En 1906, Konopczyński retourne à Varsovie. Il y arrive, juste après les événements révolutionnaires de 1905. Il travaille alors comme enseignant d’histoire à l’école de son oncle paternel, Emilian Konopczyński. Grâce à Korzon, il donne des conférences à la Société des Cours Scientifiques, qui vient juste d’être fondée[1].

À l’automne 1907, il se rend à Lwów, où à part la participation au séminaire d’Askenazy, il suit les cours d’historiens de renom, tels que Ludwik Finkiel, Bronisław Dembiński, Józef Kallembach, ainsi que ceux du philosophe Kazimierz Twardowski. En 1908, il entame une procédure administrative pour débuter une thèse, ce qui ne lui posera aucune difficulté, vu les quatre imposantes dissertations historiques déjà rédigées. Après une année d’intenses études, il achève son doctorat, dont le contenu constituera la première partie d’un remarquable écrit historiographique: La Pologne à l’époque de la Guerre de Sept Ans, éditée par les soins de Szymon Askenazy; ces travaux feront partie d’une série éditoriale portant le titre de Monographies des temps modernes. Le travail de Konopczyński reçoit les appréciations favorables de Bronisław Dembiński et Ludwik Finkiel. Lors des examens finaux d’histoire universelle, d’histoire de Pologne et de philosophie, Konopczyński obtient la mention d’excellence.

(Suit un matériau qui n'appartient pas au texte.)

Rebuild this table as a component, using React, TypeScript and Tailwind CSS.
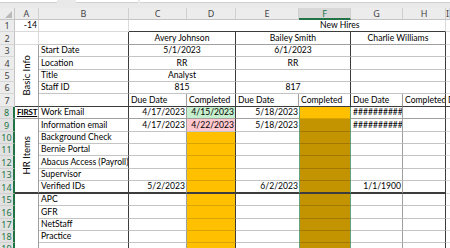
import React from "react";

type CP = { c?: string; children?: React.ReactNode };

const Cell = ({ c = "", children }: CP) => (
  <div className={`min-w-0 overflow-hidden whitespace-nowrap flex pb-px text-[8.6px] leading-[10px] text-black ${c}`}>
    {children}
  </div>
);

// alignment
const L = "items-end justify-start pl-[2px]";
const R = "items-end justify-end pr-[1px]";
const CT = "items-end justify-center";

// right borders
const rG = "border-r border-r-[#dadada]";
const rM = "border-r border-r-[#a0a0a0]";
const rD = "border-r border-r-[#3c3c3c]";
const rS = "border-r border-r-[#5fa585]";
// bottom borders
const bG = "border-b border-b-[#dadada]";
const bL = "border-b border-b-[#c4c4c4]";
const bM = "border-b border-b-[#a0a0a0]";
const bD = "border-b border-b-[#3c3c3c]";
const bH = "border-b-2 border-b-[#3c3c3c]";
const bO = "border-b border-b-[#d9a300]";
const bF = "border-b border-b-[#a07800]";

const RH = ({ n, sel }: { n: number; sel?: boolean }) => (
  <div
    className={
      sel
        ? "flex items-center justify-center text-[9px] leading-none font-['Noto_Sans',sans-serif] bg-[#e1e1e1] text-[#217346] border-r-2 border-r-[#217346] border-b border-b-[#d0d0d0]"
        : "flex items-center justify-center text-[9px] leading-none font-['Noto_Sans',sans-serif] bg-[#ececec] text-[#444444] border-r border-r-[#c4c4c4] border-b border-b-[#d6d6d6]"
    }
  >
    {n}
  </div>
);

const CH = ({ l, sel }: { l: string; sel?: boolean }) => (
  <div
    className={
      sel
        ? "flex items-center justify-center text-[9px] leading-none font-['Noto_Sans',sans-serif] bg-[#d8d8d8] text-[#217346] border-r border-r-[#d0d0d0] border-b-2 border-b-[#217346]"
        : "flex items-center justify-center text-[9px] leading-none font-['Noto_Sans',sans-serif] bg-[#ececec] text-[#444444] border-r border-r-[#d0d0d0] border-b border-b-[#c4c4c4]"
    }
  >
    {l}
  </div>
);

const SEL = "border-l border-l-[#5fa585] " + rS;
const ORANGE = "bg-[#ffc000] " + rD + " " + bO;
const DARK = "bg-[#c49400] " + SEL + " " + bF;

const hrRows: { n: number; label: string }[] = [
  { n: 10, label: "Background Check" },
  { n: 11, label: "Bernie Portal" },
  { n: 12, label: "Abacus Access (Payroll)" },
  { n: 13, label: "Supervisor" },
];

const lowRows: { n: number; label: string }[] = [
  { n: 15, label: "APC" },
  { n: 16, label: "GFR" },
  { n: 17, label: "NetStaff" },
  { n: 18, label: "Practice" },
  { n: 19, label: "" },
];

export default function App() {
  return (
    <div className="w-[450px] h-[248px] overflow-hidden bg-white font-['Lato',sans-serif]">
      {/* formula bar remnants */}
      <div className="h-[8px] bg-[#e9e9e9] flex items-start">
        <div className="w-[57px] h-[3px] bg-white border-b border-b-[#d0d0d0]" />
        <div className="ml-[19px] w-[62px] h-[3px] bg-white border-b border-b-[#d0d0d0]" />
        <div className="ml-[2px] flex-1 h-[3px] bg-white border-b border-b-[#d0d0d0]" />
      </div>
      <div className="grid grid-cols-[15px_24px_90px_58px_49px_63px_52px_52px_43px_4px] grid-rows-[12px_12px_13px_12px_13px_12px_12px_13px_12px_13px_12px_12px_13px_12px_13px_12px_13px_12px_12px_12px]">
        {/* header row */}
        <div className="relative bg-[#ececec] border-r border-r-[#c4c4c4] border-b border-b-[#c4c4c4]">
          <svg width="15" height="12" className="absolute left-0 top-0">
            <polygon points="5,10 12,3 12,10" fill="#b9b9b9" />
          </svg>
        </div>
        <CH l="A" />
        <CH l="B" />
        <CH l="C" />
        <CH l="D" />
        <CH l="E" />
        <CH l="F" sel />
        <CH l="G" />
        <CH l="H" />
        <CH l="I" />

        {/* row 1 */}
        <RH n={1} />
        <Cell c={`${R} ${rG} ${bG}`}>-14</Cell>
        <Cell c={`${rG} ${bG}`} />
        <Cell c={`col-span-6 items-end justify-start pl-[191px] ${rG} ${bD}`}>New Hires</Cell>
        <Cell c={bG} />

        {/* row 2 */}
        <RH n={2} />
        <Cell c={`${rG} ${bG}`} />
        <Cell c={`${rD} ${bL}`} />
        <Cell c={`col-span-2 ${CT} ${rD} ${bM}`}>Avery Johnson</Cell>
        <Cell c={`col-span-2 ${CT} ${rD} ${bM}`}>Bailey Smith</Cell>
        <Cell c={`col-span-2 ${CT} ${rD} ${bM}`}>Charlie Williams</Cell>
        <Cell c={bG} />

        {/* row 3 */}
        <RH n={3} />
        <Cell c={`row-span-5 items-center justify-center ${rM} ${bD}`}>
          <span className="[writing-mode:vertical-rl] rotate-180 text-[9.5px] leading-none">Basic Info</span>
        </Cell>
        <Cell c={`${L} ${rD} ${bL}`}>Start Date</Cell>
        <Cell c={`col-span-2 ${CT} ${rD} ${bL}`}>5/1/2023</Cell>
        <Cell c={`col-span-2 ${CT} ${rD} ${bL}`}>6/1/2023</Cell>
        <Cell c={`col-span-2 ${rD} ${bL}`} />
        <Cell c={bG} />

        {/* row 4 */}
        <RH n={4} />
        <Cell c={`${L} ${rD} ${bL}`}>Location</Cell>
        <Cell c={`col-span-2 ${CT} ${rD} ${bL}`}>RR</Cell>
        <Cell c={`col-span-2 ${CT} ${rD} ${bL}`}>RR</Cell>
        <Cell c={`col-span-2 ${rD} ${bL}`} />
        <Cell c={bG} />

        {/* row 5 */}
        <RH n={5} />
        <Cell c={`${L} ${rD} ${bL}`}>Title</Cell>
        <Cell c={`col-span-2 ${CT} ${rD} ${bL}`}>Analyst</Cell>
        <Cell c={`col-span-2 ${CT} ${rD} ${bL}`} />
        <Cell c={`col-span-2 ${rD} ${bL}`} />
        <Cell c={bG} />

        {/* row 6 */}
        <RH n={6} />
        <Cell c={`${L} ${rD} ${bL}`}>Staff ID</Cell>
        <Cell c={`col-span-2 ${CT} ${rD} ${bL}`}>815</Cell>
        <Cell c={`col-span-2 ${CT} ${rD} ${bL}`}>817</Cell>
        <Cell c={`col-span-2 ${rD} ${bL}`} />
        <Cell c={bG} />

        {/* row 7 */}
        <RH n={7} />
        <Cell c={`${rD} ${bD}`} />
        <Cell c={`${L} ${rM} ${bD}`}>Due Date</Cell>
        <Cell c={`${L} ${rD} ${bD}`}>Completed</Cell>
        <Cell c={`${L} ${rM} ${bD}`}>Due Date</Cell>
        <Cell c={`${L} ${rD} ${bD}`}>Completed</Cell>
        <Cell c={`${L} ${rM} ${bD}`}>Due Date</Cell>
        <Cell c={`${L} ${rD} ${bD}`}>Completed</Cell>
        <Cell c={`${L} ${bD}`}>D</Cell>

        {/* row 8 */}
        <RH n={8} sel />
        <Cell c={`${L} pl-[1px] ${rM} ${bM}`}>
          <span className="text-[8px] font-bold underline tracking-[-0.2px]">FIRST</span>
        </Cell>
        <Cell c={`${L} ${rD} ${bM}`}>Work Email</Cell>
        <Cell c={`${R} ${rM} ${bM}`}>4/17/2023</Cell>
        <Cell c={`${R} bg-[#c6efce] text-[#006100] ${rD} ${bM}`}>4/15/2023</Cell>
        <Cell c={`${R} ${bM}`}>5/18/2023</Cell>
        <Cell c={`bg-[#ffc000] ${SEL} ${bO}`} />
        <Cell c={`${L} ${rM} ${bM}`}>##########</Cell>
        <Cell c={`${rD} ${bM}`} />
        <Cell c={bG} />

        {/* row 9 */}
        <RH n={9} sel />
        <Cell c={`row-span-6 items-center justify-center ${rM} ${bH}`}>
          <span className="[writing-mode:vertical-rl] rotate-180 text-[9.5px] leading-none">HR Items</span>
        </Cell>
        <Cell c={`${L} ${rD} ${bL}`}>Information email</Cell>
        <Cell c={`${R} ${rM} ${bL}`}>4/17/2023</Cell>
        <Cell c={`${R} bg-[#ffc7ce] text-[#9c0006] ${rD} ${bL}`}>4/22/2023</Cell>
        <Cell c={`${R} ${bL}`}>5/18/2023</Cell>
        <Cell c={DARK} />
        <Cell c={`${L} ${rM} ${bL}`}>##########</Cell>
        <Cell c={`${rD} ${bL}`} />
        <Cell c={bG} />

        {/* rows 10-13 */}
        {hrRows.map((r) => (
          <React.Fragment key={r.n}>
            <RH n={r.n} sel />
            <Cell c={`${L} ${rD} ${bL}`}>{r.label}</Cell>
            <Cell c={`${R} ${rM} ${bL}`} />
            <Cell c={ORANGE} />
            <Cell c={`${R} ${bL}`} />
            <Cell c={DARK} />
            <Cell c={`${L} ${rM} ${bL}`} />
            <Cell c={`${rD} ${bL}`} />
            <Cell c={bG} />
          </React.Fragment>
        ))}

        {/* row 14 */}
        <RH n={14} sel />
        <Cell c={`${L} ${rD} ${bH}`}>Verified IDs</Cell>
        <Cell c={`${R} ${rM} ${bH}`}>5/2/2023</Cell>
        <Cell c={`bg-[#ffc000] ${rD} ${bH}`} />
        <Cell c={`${R} ${bH}`}>6/2/2023</Cell>
        <Cell c={`bg-[#c49400] ${SEL} ${bH}`} />
        <Cell c={`${R} ${rM} ${bH}`}>1/1/1900</Cell>
        <Cell c={`${rD} ${bH}`} />
        <Cell c={bG} />

        {/* rows 15-19 */}
        {lowRows.map((r, i) => (
          <React.Fragment key={r.n}>
            <RH n={r.n} sel />
            {i === 0 && <Cell c={`row-span-5 ${rM}`} />}
            <Cell c={`${L} ${rD} ${bL}`}>{r.label}</Cell>
            <Cell c={`${R} ${rM} ${bL}`} />
            <Cell c={ORANGE} />
            <Cell c={`${R} ${bL}`} />
            <Cell c={DARK} />
            <Cell c={`${L} ${rM} ${bL}`} />
            <Cell c={`${rD} ${bL}`} />
            <Cell c={bG} />
          </React.Fragment>
        ))}
      </div>
    </div>
  );
}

La cérémonie d’accession au doctorat se déroule le 16 novembre 1908 à l’Université François I à Lwów.

Dès l’acquisition du dit titre universitaire, il part pour Cracovie, voulant poursuivre son cursus universitaire et préparer l’agrégation. En janvier 1911, à l’Université Jagellon, il entame une procédure visant l’obtention de l’agrégation, sur la base de la deuxième partie de son étude: La Pologne durant la Guerre de Sept Ans, ainsi que de nombreux autres articles et publications. Le 27 avril 1911, se tient le colloque d’admission à l’agrégation. Les rapporteurs sont: les professeurs Wacław Tokarz et Wacław Sobieski. L’exposé final du futur agrégé est prononcé le 29 avril 1911 et s’intitule: L’Angleterre et le déclin de la Pologne avant le premier démembrement. Le jeune historien est brillant, érudit et fait preuve d’un remarquable savoir-faire scientifique. Le 26 mai 1911. Le Conseil de la Faculté de Philosophie, décerne à Władysław Konopczyński, le grade de veniam legendi, dans le domaine de l’histoire moderne, décision approuvée, le 2 août 1911, par le Ministère de l’Éducation et des Cultes de l’Empire Austro-Hongrois.

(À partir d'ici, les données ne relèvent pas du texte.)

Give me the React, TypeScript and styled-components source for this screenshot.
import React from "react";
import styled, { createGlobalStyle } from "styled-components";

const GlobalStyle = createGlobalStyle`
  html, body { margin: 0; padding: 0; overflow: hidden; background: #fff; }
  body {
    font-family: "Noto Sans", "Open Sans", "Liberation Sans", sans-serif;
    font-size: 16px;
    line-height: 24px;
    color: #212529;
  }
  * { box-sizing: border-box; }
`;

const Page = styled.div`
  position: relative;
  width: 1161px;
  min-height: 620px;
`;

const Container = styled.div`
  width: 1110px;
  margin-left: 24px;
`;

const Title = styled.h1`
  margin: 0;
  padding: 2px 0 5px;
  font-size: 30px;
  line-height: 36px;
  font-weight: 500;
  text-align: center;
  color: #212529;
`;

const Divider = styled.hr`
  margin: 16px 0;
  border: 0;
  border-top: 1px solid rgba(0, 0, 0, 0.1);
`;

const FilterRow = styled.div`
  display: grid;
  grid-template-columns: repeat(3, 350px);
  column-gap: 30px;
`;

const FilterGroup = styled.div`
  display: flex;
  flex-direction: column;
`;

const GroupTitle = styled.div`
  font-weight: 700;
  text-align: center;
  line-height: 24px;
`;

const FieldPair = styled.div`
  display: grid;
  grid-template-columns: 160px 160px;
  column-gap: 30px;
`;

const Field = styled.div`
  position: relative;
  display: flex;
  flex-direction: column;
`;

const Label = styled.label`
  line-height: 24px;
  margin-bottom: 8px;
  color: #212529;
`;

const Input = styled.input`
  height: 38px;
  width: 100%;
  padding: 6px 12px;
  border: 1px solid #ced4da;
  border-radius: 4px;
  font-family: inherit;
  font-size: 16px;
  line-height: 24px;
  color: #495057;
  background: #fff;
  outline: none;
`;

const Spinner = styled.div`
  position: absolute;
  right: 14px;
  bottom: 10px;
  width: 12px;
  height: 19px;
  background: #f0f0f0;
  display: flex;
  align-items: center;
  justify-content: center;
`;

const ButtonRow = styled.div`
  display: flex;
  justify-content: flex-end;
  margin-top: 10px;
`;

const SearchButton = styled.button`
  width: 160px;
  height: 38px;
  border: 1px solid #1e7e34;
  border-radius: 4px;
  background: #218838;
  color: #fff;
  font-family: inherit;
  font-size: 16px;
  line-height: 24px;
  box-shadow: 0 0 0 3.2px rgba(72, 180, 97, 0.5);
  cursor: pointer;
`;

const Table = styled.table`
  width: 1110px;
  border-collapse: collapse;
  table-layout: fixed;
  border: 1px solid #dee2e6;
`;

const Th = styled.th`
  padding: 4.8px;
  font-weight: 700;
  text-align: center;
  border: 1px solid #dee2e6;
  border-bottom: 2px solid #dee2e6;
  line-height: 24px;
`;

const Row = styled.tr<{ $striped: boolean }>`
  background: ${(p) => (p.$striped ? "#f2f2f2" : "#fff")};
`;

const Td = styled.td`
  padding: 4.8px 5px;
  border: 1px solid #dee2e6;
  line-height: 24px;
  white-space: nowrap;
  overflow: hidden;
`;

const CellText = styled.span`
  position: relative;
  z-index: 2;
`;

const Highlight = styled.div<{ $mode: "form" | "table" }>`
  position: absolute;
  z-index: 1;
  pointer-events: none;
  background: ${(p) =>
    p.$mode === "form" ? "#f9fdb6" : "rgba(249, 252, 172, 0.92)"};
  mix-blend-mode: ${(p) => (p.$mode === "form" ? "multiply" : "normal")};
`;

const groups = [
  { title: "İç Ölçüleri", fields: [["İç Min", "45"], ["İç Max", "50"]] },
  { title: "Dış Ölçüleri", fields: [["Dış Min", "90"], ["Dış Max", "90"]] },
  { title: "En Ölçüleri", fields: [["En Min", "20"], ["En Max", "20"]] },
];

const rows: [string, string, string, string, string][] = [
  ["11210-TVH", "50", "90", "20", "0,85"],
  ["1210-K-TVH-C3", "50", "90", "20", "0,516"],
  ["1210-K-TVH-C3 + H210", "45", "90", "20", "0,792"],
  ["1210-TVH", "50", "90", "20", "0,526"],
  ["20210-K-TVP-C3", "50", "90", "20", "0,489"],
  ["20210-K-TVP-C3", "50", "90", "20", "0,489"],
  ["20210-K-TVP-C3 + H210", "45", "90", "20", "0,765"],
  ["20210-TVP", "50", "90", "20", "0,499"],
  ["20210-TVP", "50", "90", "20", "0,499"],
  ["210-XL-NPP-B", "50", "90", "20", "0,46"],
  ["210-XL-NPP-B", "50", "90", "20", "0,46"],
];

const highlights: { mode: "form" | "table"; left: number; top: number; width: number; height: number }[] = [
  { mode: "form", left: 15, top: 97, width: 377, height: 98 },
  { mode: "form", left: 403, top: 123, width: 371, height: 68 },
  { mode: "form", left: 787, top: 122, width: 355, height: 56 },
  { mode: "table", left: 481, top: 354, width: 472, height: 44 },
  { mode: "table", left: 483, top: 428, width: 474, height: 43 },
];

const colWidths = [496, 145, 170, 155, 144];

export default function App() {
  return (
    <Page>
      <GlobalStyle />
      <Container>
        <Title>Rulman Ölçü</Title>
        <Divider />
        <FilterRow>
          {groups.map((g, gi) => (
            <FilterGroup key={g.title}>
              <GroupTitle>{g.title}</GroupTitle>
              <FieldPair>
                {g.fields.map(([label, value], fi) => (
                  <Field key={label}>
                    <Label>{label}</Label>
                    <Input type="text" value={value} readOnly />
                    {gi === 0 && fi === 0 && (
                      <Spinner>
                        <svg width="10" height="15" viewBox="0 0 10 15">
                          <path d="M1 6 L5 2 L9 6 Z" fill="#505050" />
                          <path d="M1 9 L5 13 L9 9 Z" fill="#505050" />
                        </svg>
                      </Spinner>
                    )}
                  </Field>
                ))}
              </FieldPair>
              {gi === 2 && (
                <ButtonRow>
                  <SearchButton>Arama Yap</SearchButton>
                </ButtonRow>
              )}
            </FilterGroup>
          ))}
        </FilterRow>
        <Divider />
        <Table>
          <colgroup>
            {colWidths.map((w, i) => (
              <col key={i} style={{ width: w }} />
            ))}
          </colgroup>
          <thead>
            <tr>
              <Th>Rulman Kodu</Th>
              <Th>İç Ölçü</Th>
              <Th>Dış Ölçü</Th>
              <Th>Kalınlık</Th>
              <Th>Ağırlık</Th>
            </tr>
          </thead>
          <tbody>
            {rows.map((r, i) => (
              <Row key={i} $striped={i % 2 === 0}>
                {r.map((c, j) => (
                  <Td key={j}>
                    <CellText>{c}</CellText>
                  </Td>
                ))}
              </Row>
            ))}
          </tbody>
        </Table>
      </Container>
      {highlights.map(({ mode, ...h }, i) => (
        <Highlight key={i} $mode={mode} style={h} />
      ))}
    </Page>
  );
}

Dès 1911, Konopczyński en tant que professeur agrégé se lie à l’Université Jagellon. Son but premier sera de rassembler les documents qui lui serviront aux travaux historiques présents et futurs. Dans les années 1912-1913, mis à part les recherches dans les archives polonaises, il se rend à Londres, St.Pétersbourg, Stockholm, Copenhague, Berlin, Dresde, Marburg, Paris, Munich, Vienne, Moscou et Kiev. Cette quête donne naissance à l’œuvre de sa vie, véritable monument historique: La Confédération de Bar, édité vingt-cinq années plus tard et considérée comme l’œuvre de sa vie[1].

Première Guerre mondiale

Au moment de l’éclatement de la Première guerre mondiale, Konopczyński se trouve dans la ville de Gdynia, d’où il sera expulsé vers la Suède. Lors de sa déportation, le professeur oublie ses affaires personnelles, mais n’omet pas de sauvegarder une valise remplie de documents et notes sur la Confédération de Bar. Il reste en Scandinavie pendant une année et demie, y travaillant dans les archives. Ces travaux porteront des fruits en des publications sur les relations polono-suédoises et polono-danoises. L’historien revient à Cracovie en février 1916.

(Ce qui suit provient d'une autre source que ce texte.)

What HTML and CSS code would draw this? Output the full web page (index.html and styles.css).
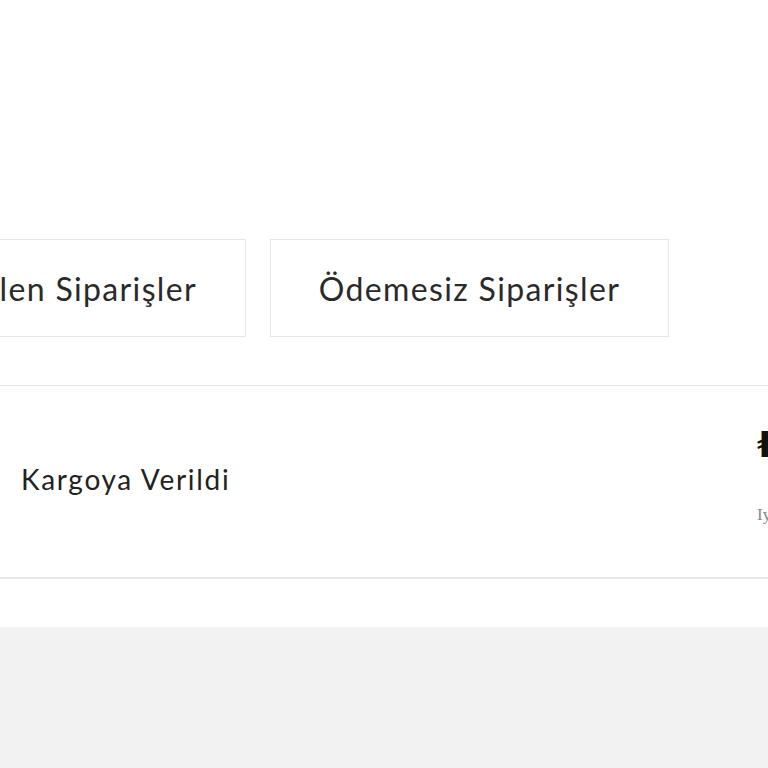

Janvier 1917, le jeune Konopczyński voit s’ouvrir devant lui la possibilité d’obtenir un poste à l’Université Jagellon. La rivalité pour l’obtention de cette chaire se déroule en premier avec Wacław Tokarz, puis avec Oskar Halecki, Ludwik Kolankowski et Stanisław Zakrzewski. Le 10 juillet 1917, après une discussion mouvementée du Conseil de la Faculté de Philosophie, une décision en faveur de Konopczyński est prise.

Cursus scientifique

Mis à part le domaine didactique, Konopczyński se consacre avec passion à divers travaux scientifiques. Dans son immense acquis historiographique, la part la plus importante préparée durant vingt-cinq années de l’entre-deux-guerres (positon déjà mentionnée), s’intitule La Confédération de Bar (t. 1-2, 1936-1938). Autour de cette immense monographie voient le jour des publications mineures, ainsi que d’autres textes source, dont les mémoires de Wojciech Mączeński (1911), Teofila Sapiecha , née Jabłonowska (1914) et ceux de Stanisław Lubomirski (1925), accompagnés de recueils de textes: Politique et régime général de la Confédération de Bar (1928) et Documents sur les actes de la guerre des Confédérés 1768-1774 (1931) et Confédération de Bar. Choix de textes (1928). Un article paru en 1934, dans la « Revue historique trimestrielle », intitulé Registre des textes source sur la Confédération de Bar, reste aujourd’hui encore grandement apprécié. En marge des travaux monographiques prioritaires, voit le jour une remarquable biographie de Kazimierz Puławski, commandant les insurgés de la Confédération de Bar (1931). Elle sera traduite en anglais et éditée aux États-Unis.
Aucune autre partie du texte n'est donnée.